- Born: July 26, 1905 West Chester, Pennsylvania, US
- Died: December 27, 1984 (aged 79) Bryn Mawr, Pennsylvania, US
- Education: Cheyney University
- Occupations: Educator, civil rights activist
- Known for: Plaintiff in Gibbs v. Broome (1936) civil rights case

= William B. Gibbs Jr. =

American educator and activist (1905–1984)

William B. Gibbs Jr. (July 26, 1905 – December 27, 1984) was an American educator, civil rights activist, and the plaintiff in Gibbs v. Broome (1936), an influential racial discrimination case argued by future United States Supreme Court justice Thurgood Marshall on behalf of Gibbs and the NAACP.

== Early life and education ==
Gibbs was born on July 26, 1905, in West Chester, Pennsylvania, to Lena W. and William Gibbs Sr. He grew up in West Chester, graduated from West Chester High School, and received a two-year degree in elementary education from Cheyney University in 1925. He found work as a schoolteacher in Maryland and in 1930 became acting principal at the Rosenwald Colored Elementary School in Rockville, Maryland.

== Gibbs v. Broome ==
In 1936, Gibbs wrote to the NAACP volunteering to become the NAACP's plaintiff in a pay equity discrimination case against the Montgomery County School Board and school superintendent Edwin Broome. Known as Gibbs v. Broome, the case featured Thurgood Marshall as lead counsel for Gibbs. Montgomery County school policy at the time limited Black teachers to receiving approximately half the compensation received by white teachers. The NAACP argued that this pay inequity infringed Gibbs’ 14th Amendment rights and the separate but equal doctrine laid down in the 1896 U.S. Supreme Court decision in Plessy v. Ferguson. After trying and failing to dismiss the case, the Montgomery County School Board settled out of court on December 8, 1936, agreeing to raise Black teachers' salaries to match the salaries of white teachers within two years. Along with a separate case filed the following year against Maryland's Calvert County School District by Harriet Elizabeth Brown, it paved the way for the Maryland Teachers Pay Equalization Law in 1939, which equalized teacher pay statewide. Gibbs v. Broome was also one of the cases that laid the legal foundations for Marshall to win the case of Brown v. Board of Education (1956), in which the United States Supreme Court declared racially segregated schools unconstitutional nationwide.

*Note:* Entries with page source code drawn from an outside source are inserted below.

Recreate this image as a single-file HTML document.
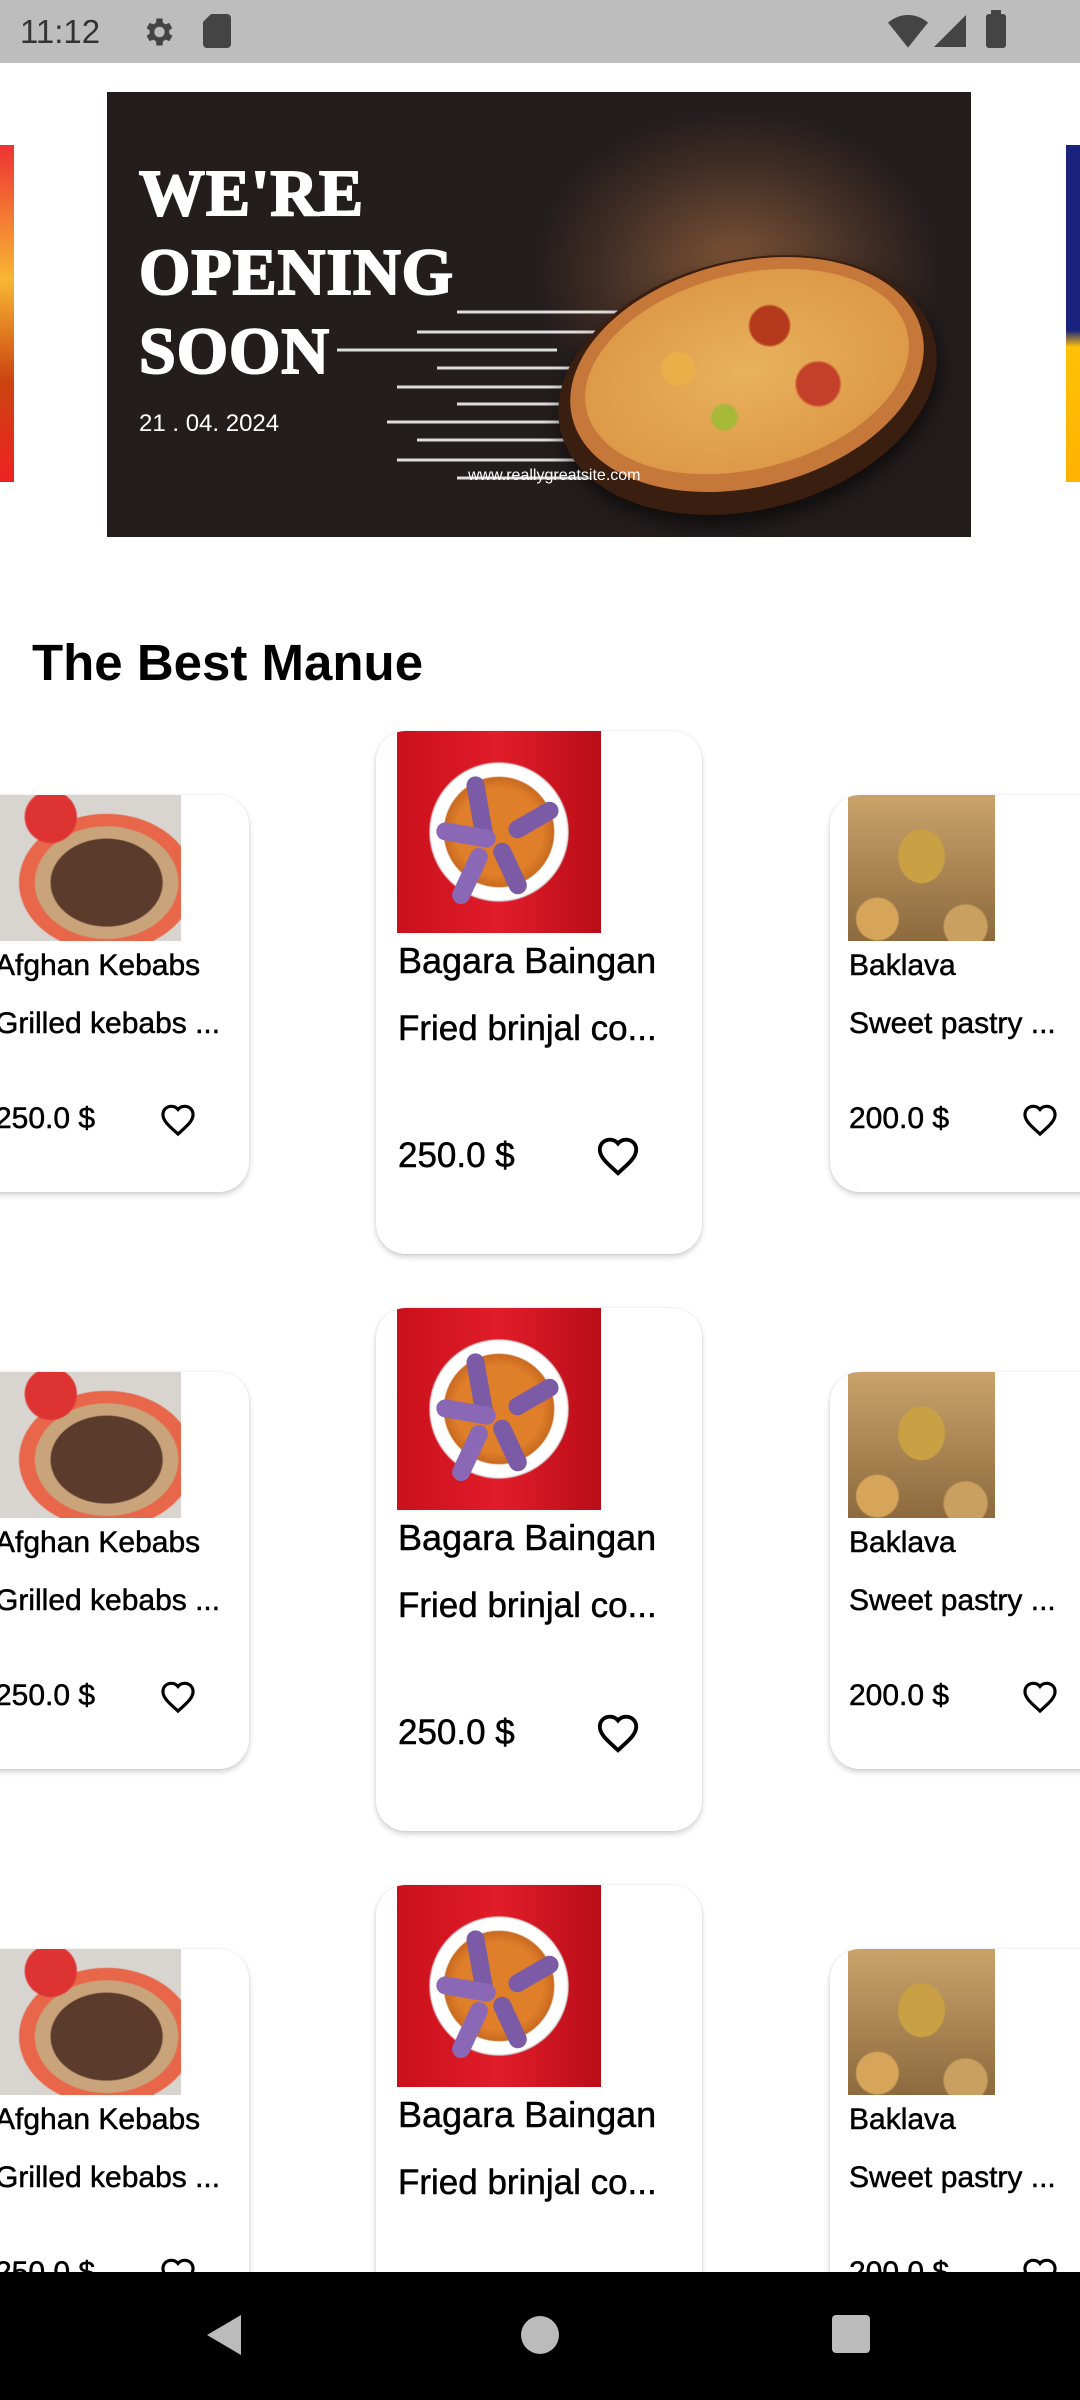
<!DOCTYPE html>
<html><head><meta charset="utf-8"><style>
*{margin:0;padding:0;box-sizing:border-box}
body{width:1080px;height:2400px;position:relative;overflow:hidden;background:#fff;font-family:"Liberation Sans",sans-serif;color:#000}
.abs{position:absolute}
.status{left:0;top:0;width:1080px;height:63px;background:#bdbdbd}
.nav{left:0;top:2272px;width:1080px;height:128px;background:#000}
.row{position:absolute;left:0;width:1080px;height:577px}
.card{position:absolute;background:#fff;border-radius:30px;box-shadow:0 3px 6px rgba(0,0,0,.18),0 0 2px rgba(0,0,0,.08);overflow:hidden}
.t{position:absolute;white-space:nowrap;line-height:1;-webkit-text-stroke:0.5px #000}
.side .n{font-size:30px}
.side .d{font-size:30px}
.side .p{font-size:30px}
.ctr .n{font-size:36px}
.ctr .d{font-size:35px}
.ctr .p{font-size:35px}
</style></head><body>
<div class="abs status"></div>
<div class="t" style="left:20px;top:15px;font-size:33px;color:#333;-webkit-text-stroke:0">11:12</div>
<svg class="abs" style="left:140px;top:14px" width="36" height="36" viewBox="0 0 24 24"><path fill="#444" d="M19.4 13a7.5 7.5 0 0 0 0-2l2.1-1.6-2-3.5-2.5 1a7 7 0 0 0-1.7-1L15 3h-4l-.4 2.9a7 7 0 0 0-1.7 1l-2.5-1-2 3.5L6.5 11a7.5 7.5 0 0 0 0 2l-2.1 1.6 2 3.5 2.5-1a7 7 0 0 0 1.7 1L11 21h4l.4-2.9a7 7 0 0 0 1.7-1l2.5 1 2-3.5zM13 15.5a3.5 3.5 0 1 1 0-7 3.5 3.5 0 0 1 0 7z"/></svg>
<svg class="abs" style="left:203px;top:14px" width="28" height="34" viewBox="0 0 14 17"><path fill="#444" d="M4 0h8a2 2 0 0 1 2 2v13a2 2 0 0 1-2 2H2a2 2 0 0 1-2-2V4z"/></svg>
<svg class="abs" style="left:888px;top:14px" width="40" height="34" viewBox="0 0 24 20"><path fill="#444" d="M12 20L0 5a18 18 0 0 1 24 0z"/></svg>
<svg class="abs" style="left:934px;top:14px" width="32" height="34" viewBox="0 0 20 20"><path fill="#444" d="M20 0v20H0z"/></svg>
<div class="abs" style="left:986px;top:14px;width:20px;height:34px;background:#444;border-radius:3px"></div>
<div class="abs" style="left:991px;top:10px;width:10px;height:5px;background:#444"></div>

<div class="abs" style="left:0;top:145px;width:14px;height:337px;background:linear-gradient(#e33 0,#f7b733 40%,#c41 70%,#e22 100%)"></div>
<div class="abs" style="left:1066px;top:145px;width:14px;height:337px;background:linear-gradient(#1a237e 0,#1a237e 55%,#ffc107 60%,#ffb300 100%)"></div>
<div class="abs" style="left:107px;top:92px;width:864px;height:445px;background:#231d1e;overflow:hidden">
  <div class="abs" style="left:430px;top:20px;width:400px;height:320px;background:radial-gradient(ellipse at 50% 50%,rgba(160,105,65,.75),rgba(110,70,45,.35) 50%,rgba(35,29,30,0) 72%)"></div>
  <svg class="abs" style="left:230px;top:200px" width="300" height="200">
    <g stroke="#fff" stroke-width="3" opacity=".85">
      <line x1="120" y1="20" x2="290" y2="20"/><line x1="80" y1="40" x2="290" y2="40"/><line x1="0" y1="58" x2="220" y2="58"/>
      <line x1="100" y1="76" x2="290" y2="76"/><line x1="60" y1="95" x2="280" y2="95"/><line x1="120" y1="112" x2="260" y2="112"/>
      <line x1="50" y1="130" x2="280" y2="130"/><line x1="80" y1="148" x2="290" y2="148"/><line x1="60" y1="168" x2="290" y2="168"/><line x1="120" y1="186" x2="290" y2="186"/>
    </g>
  </svg>
  <div class="abs" style="left:448px;top:168px;width:385px;height:250px;border-radius:50%;background:#3a1e10;transform:rotate(-14deg);box-shadow:0 10px 20px rgba(0,0,0,.6)"></div>
  <div class="abs" style="left:460px;top:170px;width:360px;height:225px;border-radius:50%;background:#c5783a;transform:rotate(-14deg)"></div>
  <div class="abs" style="left:475px;top:182px;width:330px;height:195px;border-radius:50%;background:radial-gradient(circle at 30% 40%,#e9b04a 0 6%,transparent 7%),radial-gradient(circle at 60% 30%,#b5391d 0 8%,transparent 9%),radial-gradient(circle at 70% 65%,#c4402a 0 8%,transparent 9%),radial-gradient(circle at 40% 70%,#a8b838 0 5%,transparent 6%),radial-gradient(#e8b25c,#d9903f);transform:rotate(-14deg)"></div>
  <div class="t" style="left:32px;top:62px;font-family:'Liberation Serif',serif;font-weight:bold;font-size:66px;color:#fff;line-height:79px;-webkit-text-stroke:2px #fff;letter-spacing:1px">WE'RE<br>OPENING<br>SOON</div>
  <div class="t" style="left:32px;top:320px;font-family:'Liberation Sans Narrow','Liberation Sans',sans-serif;font-size:24px;color:#fff;-webkit-text-stroke:0">21 . 04. 2024</div>
  <div class="t" style="left:361px;top:376px;font-family:'Liberation Sans Narrow','Liberation Sans',sans-serif;font-size:16px;color:#fff;-webkit-text-stroke:0">www.reallygreatsite.com</div>
</div>

<div class="t" style="left:32px;top:637px;font-size:51px;font-weight:bold;-webkit-text-stroke:0">The Best Manue</div>

<div style="position:absolute;left:0;top:0;width:1080px;height:2272px;overflow:hidden">
<div class="row" style="top:0">
  <div class="card side" style="left:-60px;top:795px;width:309px;height:397px">
    <div class="abs" style="left:55px;top:0;width:186px;height:146px;background:radial-gradient(circle at 30% 15%,#d33 0 14%,transparent 15%),radial-gradient(ellipse at 60% 60%,#5a3b2c 0 35%,#c9a37a 36% 45%,#e8664a 46% 55%,transparent 56%),#d8d4cf"></div>
    <div class="t n" style="left:55px;top:156px">Afghan Kebabs</div>
    <div class="t d" style="left:55px;top:214px">Grilled kebabs ...</div>
    <div class="t p" style="left:55px;top:309px">250.0 $</div>
    <svg class="abs" style="left:219px;top:306px" width="38" height="36" viewBox="0 0 24 22"><path d="M12 20.5l-1.3-1.2C5.8 14.9 2.5 11.9 2.5 8.2 2.5 5.2 4.8 3 7.8 3c1.6 0 3.2.8 4.2 2 1-1.2 2.6-2 4.2-2 3 0 5.3 2.2 5.3 5.2 0 3.7-3.3 6.7-8.2 11.1z" fill="none" stroke="#000" stroke-width="2"/></svg>
  </div>
  <div class="card ctr" style="left:376px;top:731px;width:326px;height:523px">
    <div class="abs" style="left:21px;top:0;width:204px;height:202px;background:radial-gradient(circle at 50% 50%,#e07f2a 0 30%,#c96a20 38%,#fff 39% 47%,#ddd 48%,transparent 49%),linear-gradient(90deg,#c8101b,#e11d2a,#b80d18)"></div>
    <div class="abs" style="left:95px;top:45px;width:18px;height:70px;background:#7b5aa6;border-radius:9px;transform:rotate(-10deg)"></div>
    <div class="abs" style="left:60px;top:95px;width:60px;height:18px;background:#8a68b5;border-radius:9px;transform:rotate(10deg)"></div>
    <div class="abs" style="left:130px;top:80px;width:55px;height:18px;background:#7b5aa6;border-radius:9px;transform:rotate(-30deg)"></div>
    <div class="abs" style="left:85px;top:115px;width:18px;height:60px;background:#8a68b5;border-radius:9px;transform:rotate(25deg)"></div>
    <div class="abs" style="left:125px;top:110px;width:18px;height:55px;background:#7b5aa6;border-radius:9px;transform:rotate(-25deg)"></div>
    <div class="t n" style="left:22px;top:212px">Bagara Baingan</div>
    <div class="t d" style="left:22px;top:280px">Fried brinjal co...</div>
    <div class="t p" style="left:22px;top:407px">250.0 $</div>
    <svg class="abs" style="left:219px;top:402px" width="46" height="44" viewBox="0 0 24 22"><path d="M12 20.5l-1.3-1.2C5.8 14.9 2.5 11.9 2.5 8.2 2.5 5.2 4.8 3 7.8 3c1.6 0 3.2.8 4.2 2 1-1.2 2.6-2 4.2-2 3 0 5.3 2.2 5.3 5.2 0 3.7-3.3 6.7-8.2 11.1z" fill="none" stroke="#000" stroke-width="2"/></svg>
  </div>
  <div class="card side" style="left:830px;top:795px;width:300px;height:397px">
    <div class="abs" style="left:18px;top:0;width:147px;height:146px;background:radial-gradient(ellipse at 50% 42%,#c9a043 0 22%,transparent 23%),radial-gradient(circle at 20% 85%,#d6a55a 0 12%,transparent 13%),radial-gradient(circle at 80% 90%,#caa060 0 12%,transparent 13%),linear-gradient(#caa36b,#8c6a3e)"></div>
    <div class="t n" style="left:19px;top:156px">Baklava</div>
    <div class="t d" style="left:19px;top:214px">Sweet pastry ...</div>
    <div class="t p" style="left:19px;top:309px">200.0 $</div>
    <svg class="abs" style="left:191px;top:306px" width="38" height="36" viewBox="0 0 24 22"><path d="M12 20.5l-1.3-1.2C5.8 14.9 2.5 11.9 2.5 8.2 2.5 5.2 4.8 3 7.8 3c1.6 0 3.2.8 4.2 2 1-1.2 2.6-2 4.2-2 3 0 5.3 2.2 5.3 5.2 0 3.7-3.3 6.7-8.2 11.1z" fill="none" stroke="#000" stroke-width="2"/></svg>
  </div>
</div>
</div>
<div class="abs nav"></div>
<svg class="abs" style="left:205px;top:2313px" width="40" height="44" viewBox="0 0 20 22"><path d="M18 1v20L1 11z" fill="#bbb"/></svg>
<div class="abs" style="left:521px;top:2316px;width:38px;height:38px;border-radius:50%;background:#bbb"></div>
<div class="abs" style="left:832px;top:2315px;width:38px;height:38px;border-radius:4px;background:#bbb"></div>
<script>
(function(){
 var r=document.querySelector('.row');
 var p=r.parentNode;
 for(var k=1;k<3;k++){var c=r.cloneNode(true);c.style.top=(577*k)+'px';p.appendChild(c);}
})();
</script>
</body></html>
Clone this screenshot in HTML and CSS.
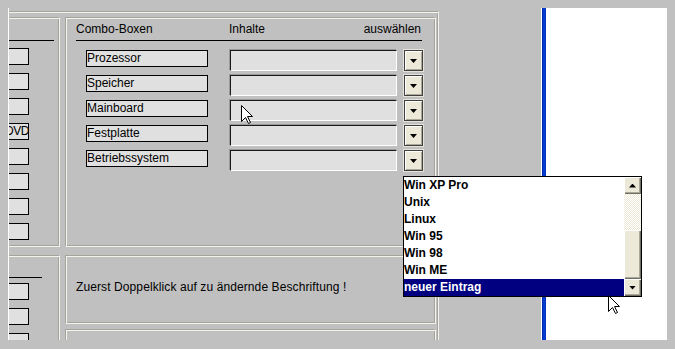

The William B. Gibbs Jr. Elementary School in Germantown, Maryland, is named in honor of Gibbs.

== Later life and death ==
The Montgomery County School Board fired Gibbs a year after the settlement. He received financial aid from Maryland's black teachers' association. He worked in youth programming in Pennsylvania before becoming principal of Auburn Elementary School in Swedesboro, New Jersey, in 1940. He taught junior high until his retirement in 1971. He served as a pastor in the African Methodist Episcopal Zion Church from 1944 until his death.

Gibbs died in Bryn Mawr, Pennsylvania, on December 27, 1984, at the age of 79. He was buried in West Chester, Pennsylvania.